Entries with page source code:
>> start
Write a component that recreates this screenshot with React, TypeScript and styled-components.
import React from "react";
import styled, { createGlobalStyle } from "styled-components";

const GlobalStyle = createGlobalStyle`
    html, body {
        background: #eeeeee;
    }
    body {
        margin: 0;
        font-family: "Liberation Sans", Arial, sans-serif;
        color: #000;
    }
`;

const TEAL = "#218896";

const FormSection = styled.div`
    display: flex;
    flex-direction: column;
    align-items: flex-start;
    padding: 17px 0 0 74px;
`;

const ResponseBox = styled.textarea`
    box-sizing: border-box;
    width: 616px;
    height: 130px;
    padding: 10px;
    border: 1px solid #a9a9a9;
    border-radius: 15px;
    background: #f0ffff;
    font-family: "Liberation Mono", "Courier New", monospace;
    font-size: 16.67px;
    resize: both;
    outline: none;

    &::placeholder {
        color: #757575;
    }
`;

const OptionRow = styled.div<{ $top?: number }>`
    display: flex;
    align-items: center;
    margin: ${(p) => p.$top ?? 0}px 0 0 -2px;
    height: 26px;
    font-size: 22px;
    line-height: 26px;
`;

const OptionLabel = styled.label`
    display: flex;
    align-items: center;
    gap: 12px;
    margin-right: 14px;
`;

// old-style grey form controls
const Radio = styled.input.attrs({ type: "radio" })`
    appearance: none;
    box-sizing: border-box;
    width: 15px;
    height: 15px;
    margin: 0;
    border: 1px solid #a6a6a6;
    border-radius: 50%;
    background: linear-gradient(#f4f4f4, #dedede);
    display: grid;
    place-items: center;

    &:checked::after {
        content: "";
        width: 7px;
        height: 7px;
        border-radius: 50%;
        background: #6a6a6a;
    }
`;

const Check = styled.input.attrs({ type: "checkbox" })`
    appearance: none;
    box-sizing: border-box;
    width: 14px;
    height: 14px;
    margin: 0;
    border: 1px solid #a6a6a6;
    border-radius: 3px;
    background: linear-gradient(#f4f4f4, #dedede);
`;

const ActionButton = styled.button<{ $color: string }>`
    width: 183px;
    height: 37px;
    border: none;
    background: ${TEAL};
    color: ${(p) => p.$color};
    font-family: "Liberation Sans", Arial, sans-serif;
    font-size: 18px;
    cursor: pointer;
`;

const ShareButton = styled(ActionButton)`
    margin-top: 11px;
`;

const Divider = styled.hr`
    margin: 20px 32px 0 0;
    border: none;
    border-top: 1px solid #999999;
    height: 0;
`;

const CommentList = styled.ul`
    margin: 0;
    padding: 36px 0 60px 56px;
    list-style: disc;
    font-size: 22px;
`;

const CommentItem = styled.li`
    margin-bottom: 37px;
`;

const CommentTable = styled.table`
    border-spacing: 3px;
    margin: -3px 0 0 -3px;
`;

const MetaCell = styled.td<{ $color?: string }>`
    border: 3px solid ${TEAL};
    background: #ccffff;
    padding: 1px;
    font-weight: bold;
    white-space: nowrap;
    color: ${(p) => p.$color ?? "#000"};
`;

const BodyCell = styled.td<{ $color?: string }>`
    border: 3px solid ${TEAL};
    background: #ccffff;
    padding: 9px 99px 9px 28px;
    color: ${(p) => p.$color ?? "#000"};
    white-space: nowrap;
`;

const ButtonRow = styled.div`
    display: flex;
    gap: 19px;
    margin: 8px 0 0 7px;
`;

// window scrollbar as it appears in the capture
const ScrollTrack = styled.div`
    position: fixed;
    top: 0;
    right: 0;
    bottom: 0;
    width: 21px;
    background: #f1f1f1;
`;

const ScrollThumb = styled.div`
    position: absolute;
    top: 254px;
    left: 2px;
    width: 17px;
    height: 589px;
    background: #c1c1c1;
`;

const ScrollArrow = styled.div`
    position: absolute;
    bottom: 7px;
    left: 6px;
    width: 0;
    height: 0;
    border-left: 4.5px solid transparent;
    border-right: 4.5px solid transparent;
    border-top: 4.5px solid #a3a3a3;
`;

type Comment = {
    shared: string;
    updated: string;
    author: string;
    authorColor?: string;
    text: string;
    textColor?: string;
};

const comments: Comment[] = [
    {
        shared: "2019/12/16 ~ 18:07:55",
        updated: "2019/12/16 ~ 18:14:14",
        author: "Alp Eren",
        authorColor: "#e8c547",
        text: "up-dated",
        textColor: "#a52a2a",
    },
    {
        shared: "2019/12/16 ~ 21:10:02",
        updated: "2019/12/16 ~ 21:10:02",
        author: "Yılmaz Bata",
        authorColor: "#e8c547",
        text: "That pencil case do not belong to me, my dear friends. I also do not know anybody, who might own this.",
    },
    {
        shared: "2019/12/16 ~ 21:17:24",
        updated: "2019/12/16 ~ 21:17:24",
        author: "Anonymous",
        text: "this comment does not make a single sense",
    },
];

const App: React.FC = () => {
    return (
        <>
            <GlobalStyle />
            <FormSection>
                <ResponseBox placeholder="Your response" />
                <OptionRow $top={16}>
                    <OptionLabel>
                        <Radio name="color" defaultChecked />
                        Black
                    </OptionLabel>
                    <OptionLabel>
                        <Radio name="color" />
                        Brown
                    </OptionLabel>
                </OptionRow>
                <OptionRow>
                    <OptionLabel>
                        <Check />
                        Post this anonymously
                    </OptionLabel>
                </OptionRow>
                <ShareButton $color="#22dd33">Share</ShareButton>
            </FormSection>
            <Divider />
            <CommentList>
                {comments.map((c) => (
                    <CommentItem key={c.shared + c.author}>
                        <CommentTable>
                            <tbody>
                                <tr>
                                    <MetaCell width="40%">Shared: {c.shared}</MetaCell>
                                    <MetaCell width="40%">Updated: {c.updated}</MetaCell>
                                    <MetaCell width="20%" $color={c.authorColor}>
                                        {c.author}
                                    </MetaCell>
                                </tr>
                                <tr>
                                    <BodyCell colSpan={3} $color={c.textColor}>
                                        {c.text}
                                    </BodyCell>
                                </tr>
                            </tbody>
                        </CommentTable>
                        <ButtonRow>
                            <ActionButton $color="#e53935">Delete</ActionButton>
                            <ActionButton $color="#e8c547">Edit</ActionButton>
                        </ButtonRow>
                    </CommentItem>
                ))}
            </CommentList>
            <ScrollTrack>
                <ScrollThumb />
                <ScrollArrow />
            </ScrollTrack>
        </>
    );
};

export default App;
>> end
>> start
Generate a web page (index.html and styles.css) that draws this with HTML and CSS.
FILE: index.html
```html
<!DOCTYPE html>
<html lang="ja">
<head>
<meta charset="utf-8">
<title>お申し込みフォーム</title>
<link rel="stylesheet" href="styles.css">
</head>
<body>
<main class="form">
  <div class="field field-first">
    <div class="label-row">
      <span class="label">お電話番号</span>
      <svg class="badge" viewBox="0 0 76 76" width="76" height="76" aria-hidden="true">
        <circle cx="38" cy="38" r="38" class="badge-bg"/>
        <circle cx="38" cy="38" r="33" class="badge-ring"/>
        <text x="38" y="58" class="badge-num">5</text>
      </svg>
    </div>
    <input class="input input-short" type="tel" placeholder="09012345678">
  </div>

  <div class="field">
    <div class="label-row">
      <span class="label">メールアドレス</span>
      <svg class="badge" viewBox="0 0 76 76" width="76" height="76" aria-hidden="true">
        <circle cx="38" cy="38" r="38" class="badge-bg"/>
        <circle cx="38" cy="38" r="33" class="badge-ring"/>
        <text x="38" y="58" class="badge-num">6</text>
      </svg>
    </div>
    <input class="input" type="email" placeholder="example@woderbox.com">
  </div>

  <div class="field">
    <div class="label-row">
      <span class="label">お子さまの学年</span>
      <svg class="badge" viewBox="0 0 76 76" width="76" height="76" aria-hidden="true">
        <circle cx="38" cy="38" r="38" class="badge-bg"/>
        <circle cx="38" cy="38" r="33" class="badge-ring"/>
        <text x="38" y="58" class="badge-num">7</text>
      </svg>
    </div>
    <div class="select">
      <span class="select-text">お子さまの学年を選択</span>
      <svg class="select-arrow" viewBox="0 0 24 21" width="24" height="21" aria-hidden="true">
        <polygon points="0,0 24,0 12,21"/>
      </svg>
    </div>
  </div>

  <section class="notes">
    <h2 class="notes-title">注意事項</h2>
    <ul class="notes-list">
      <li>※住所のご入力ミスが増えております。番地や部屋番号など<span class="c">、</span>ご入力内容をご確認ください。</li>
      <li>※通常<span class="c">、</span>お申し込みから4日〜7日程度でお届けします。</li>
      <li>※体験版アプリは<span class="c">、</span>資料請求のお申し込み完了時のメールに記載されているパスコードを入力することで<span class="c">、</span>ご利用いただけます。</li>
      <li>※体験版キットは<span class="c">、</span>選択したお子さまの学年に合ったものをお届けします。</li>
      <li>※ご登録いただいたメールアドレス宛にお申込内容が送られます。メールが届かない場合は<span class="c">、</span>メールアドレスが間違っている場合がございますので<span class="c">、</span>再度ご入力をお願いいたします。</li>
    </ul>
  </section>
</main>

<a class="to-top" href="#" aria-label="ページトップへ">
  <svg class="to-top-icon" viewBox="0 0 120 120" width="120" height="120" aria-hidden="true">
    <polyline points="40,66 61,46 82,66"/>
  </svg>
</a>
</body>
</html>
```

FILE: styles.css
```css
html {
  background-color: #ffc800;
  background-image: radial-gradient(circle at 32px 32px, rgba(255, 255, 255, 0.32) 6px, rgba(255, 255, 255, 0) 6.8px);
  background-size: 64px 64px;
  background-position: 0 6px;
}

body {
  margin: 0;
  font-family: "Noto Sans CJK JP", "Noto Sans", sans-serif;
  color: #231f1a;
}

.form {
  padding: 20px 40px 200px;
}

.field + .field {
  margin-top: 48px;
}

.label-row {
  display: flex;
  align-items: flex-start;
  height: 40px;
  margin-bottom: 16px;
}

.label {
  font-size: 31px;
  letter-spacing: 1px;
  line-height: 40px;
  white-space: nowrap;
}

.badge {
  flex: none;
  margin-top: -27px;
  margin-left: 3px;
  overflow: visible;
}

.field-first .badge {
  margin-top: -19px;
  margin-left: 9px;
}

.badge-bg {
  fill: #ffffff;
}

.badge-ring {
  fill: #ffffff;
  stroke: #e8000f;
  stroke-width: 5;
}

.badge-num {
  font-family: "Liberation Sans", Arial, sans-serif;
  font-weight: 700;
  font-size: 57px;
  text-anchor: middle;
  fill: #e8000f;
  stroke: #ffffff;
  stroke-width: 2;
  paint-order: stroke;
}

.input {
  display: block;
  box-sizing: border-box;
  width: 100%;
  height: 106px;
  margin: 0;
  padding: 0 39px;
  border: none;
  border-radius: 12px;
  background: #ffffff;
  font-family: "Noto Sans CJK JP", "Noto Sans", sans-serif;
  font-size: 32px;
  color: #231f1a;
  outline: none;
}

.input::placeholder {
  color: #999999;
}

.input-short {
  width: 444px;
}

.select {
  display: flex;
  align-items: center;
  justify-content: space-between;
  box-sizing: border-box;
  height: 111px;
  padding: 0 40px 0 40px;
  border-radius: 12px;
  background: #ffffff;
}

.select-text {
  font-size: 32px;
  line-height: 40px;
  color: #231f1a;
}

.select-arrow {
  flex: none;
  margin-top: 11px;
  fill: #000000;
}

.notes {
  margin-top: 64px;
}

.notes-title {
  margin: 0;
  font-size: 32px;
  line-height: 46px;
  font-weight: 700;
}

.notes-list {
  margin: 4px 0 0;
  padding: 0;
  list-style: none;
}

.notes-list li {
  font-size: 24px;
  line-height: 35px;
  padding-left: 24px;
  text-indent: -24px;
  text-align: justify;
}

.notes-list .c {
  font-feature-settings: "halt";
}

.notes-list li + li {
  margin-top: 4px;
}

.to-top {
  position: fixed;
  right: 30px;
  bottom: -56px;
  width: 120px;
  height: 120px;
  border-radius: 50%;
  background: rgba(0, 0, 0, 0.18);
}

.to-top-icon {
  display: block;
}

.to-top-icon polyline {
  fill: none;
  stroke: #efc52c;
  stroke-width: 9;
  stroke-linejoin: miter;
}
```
>> end
# [Your task]
In the listing, find all lines with the string "index" and copy them.

# [Full answer]
Generate a web page (index.html and styles.css) that draws this with HTML and CSS.
FILE: index.html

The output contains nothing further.